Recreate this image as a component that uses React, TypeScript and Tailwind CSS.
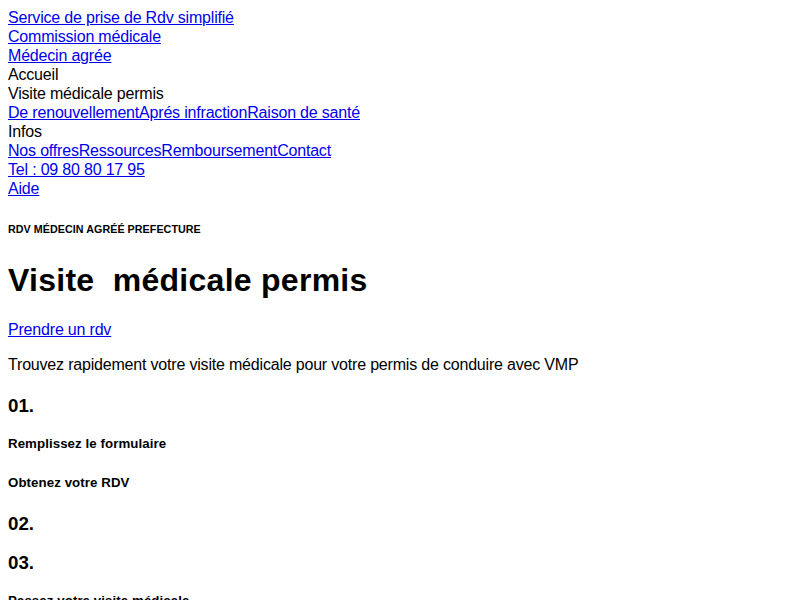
import React from 'react';

const linkCls = 'text-[#0000ee] underline';

const App: React.FC = () => {
  return (
    <div className="bg-white min-h-screen">
      <div className="m-2 text-black text-[16px] leading-[19px] tracking-[-0.19px] font-['Liberation_Sans',Arial,sans-serif]">
        <header>
          <div><a href="#" className={linkCls}>Service de prise de Rdv simplifié</a></div>
          <div><a href="#" className={linkCls}>Commission médicale</a></div>
          <div><a href="#" className={linkCls}>Médecin agrée</a></div>
          <div>Accueil</div>
          <div>Visite médicale permis</div>
          <div>
            <a href="#" className={linkCls}>De renouvellement</a>
            <a href="#" className={linkCls}>Aprés infraction</a>
            <a href="#" className={linkCls}>Raison de santé</a>
          </div>
          <div>Infos</div>
          <div>
            <a href="#" className={linkCls}>Nos offres</a>
            <a href="#" className={linkCls}>Ressources</a>
            <a href="#" className={linkCls}>Remboursement</a>
            <a href="#" className={linkCls}>Contact</a>
          </div>
          <div><a href="#" className={linkCls}>Tel : 09 80 80 17 95</a></div>
          <div><a href="#" className={linkCls}>Aide</a></div>
        </header>

        <main>
          <h6 className="text-[10.72px] leading-[1.2] tracking-[0.05px] font-bold my-[25px]">RDV MÉDECIN AGRÉÉ PREFECTURE</h6>
          <h1 className="text-[32px] leading-[1.2] tracking-[0.27px] font-bold mt-[21.44px] mb-[20.5px]">Visite&nbsp; médicale permis</h1>
          <p className="my-4"><a href="#" className={linkCls}>Prendre un rdv</a></p>
          <p className="mt-4 mb-[22px]">Trouvez rapidement votre visite médicale pour votre permis de conduire avec VMP</p>

          <h3 className="text-[18.72px] leading-[20px] tracking-normal font-bold mt-[22px] mb-[20px]">01.</h3>
          <h5 className="text-[13.28px] leading-[16px] tracking-[0.08px] font-bold mt-[20px] mb-[23px]">Remplissez le formulaire</h5>
          <h5 className="text-[13.28px] leading-[16px] tracking-[0.08px] font-bold mt-[23px] mb-[23px]">Obtenez votre RDV</h5>
          <h3 className="text-[18.72px] leading-[20px] tracking-normal font-bold mt-[23px] mb-[19px]">02.</h3>
          <h3 className="text-[18.72px] leading-[20px] tracking-normal font-bold mt-[19px] mb-[20px]">03.</h3>
          <h5 className="text-[13.28px] leading-[16px] tracking-[0.08px] font-bold mt-[20px] mb-[22px]">Passez votre visite médicale</h5>
        </main>
      </div>
    </div>
  );
};

export default App;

● ● ● ● ● ● ●

## EXERCISE PROMPT
Copy each line above precisely, dropping the pictures.

## TASK SOLUTION
Recreate this image as a component that uses React, TypeScript and Tailwind CSS.
import React from 'react';

const linkCls = 'text-[#0000ee] underline';

const App: React.FC = () => {
  return (
    <div className="bg-white min-h-screen">
      <div className="m-2 text-black text-[16px] leading-[19px] tracking-[-0.19px] font-['Liberation_Sans',Arial,sans-serif]">
        <header>
          <div><a href="#" className={linkCls}>Service de prise de Rdv simplifié</a></div>
          <div><a href="#" className={linkCls}>Commission médicale</a></div>
          <div><a href="#" className={linkCls}>Médecin agrée</a></div>
          <div>Accueil</div>
          <div>Visite médicale permis</div>
          <div>
            <a href="#" className={linkCls}>De renouvellement</a>
            <a href="#" className={linkCls}>Aprés infraction</a>
            <a href="#" className={linkCls}>Raison de santé</a>
          </div>
          <div>Infos</div>
          <div>
            <a href="#" className={linkCls}>Nos offres</a>
            <a href="#" className={linkCls}>Ressources</a>
            <a href="#" className={linkCls}>Remboursement</a>
            <a href="#" className={linkCls}>Contact</a>
          </div>
          <div><a href="#" className={linkCls}>Tel : 09 80 80 17 95</a></div>
          <div><a href="#" className={linkCls}>Aide</a></div>
        </header>

        <main>
          <h6 className="text-[10.72px] leading-[1.2] tracking-[0.05px] font-bold my-[25px]">RDV MÉDECIN AGRÉÉ PREFECTURE</h6>
          <h1 className="text-[32px] leading-[1.2] tracking-[0.27px] font-bold mt-[21.44px] mb-[20.5px]">Visite&nbsp; médicale permis</h1>
          <p className="my-4"><a href="#" className={linkCls}>Prendre un rdv</a></p>
          <p className="mt-4 mb-[22px]">Trouvez rapidement votre visite médicale pour votre permis de conduire avec VMP</p>

          <h3 className="text-[18.72px] leading-[20px] tracking-normal font-bold mt-[22px] mb-[20px]">01.</h3>
          <h5 className="text-[13.28px] leading-[16px] tracking-[0.08px] font-bold mt-[20px] mb-[23px]">Remplissez le formulaire</h5>
          <h5 className="text-[13.28px] leading-[16px] tracking-[0.08px] font-bold mt-[23px] mb-[23px]">Obtenez votre RDV</h5>
          <h3 className="text-[18.72px] leading-[20px] tracking-normal font-bold mt-[23px] mb-[19px]">02.</h3>
          <h3 className="text-[18.72px] leading-[20px] tracking-normal font-bold mt-[19px] mb-[20px]">03.</h3>
          <h5 className="text-[13.28px] leading-[16px] tracking-[0.08px] font-bold mt-[20px] mb-[22px]">Passez votre visite médicale</h5>
        </main>
      </div>
    </div>
  );
};

export default App;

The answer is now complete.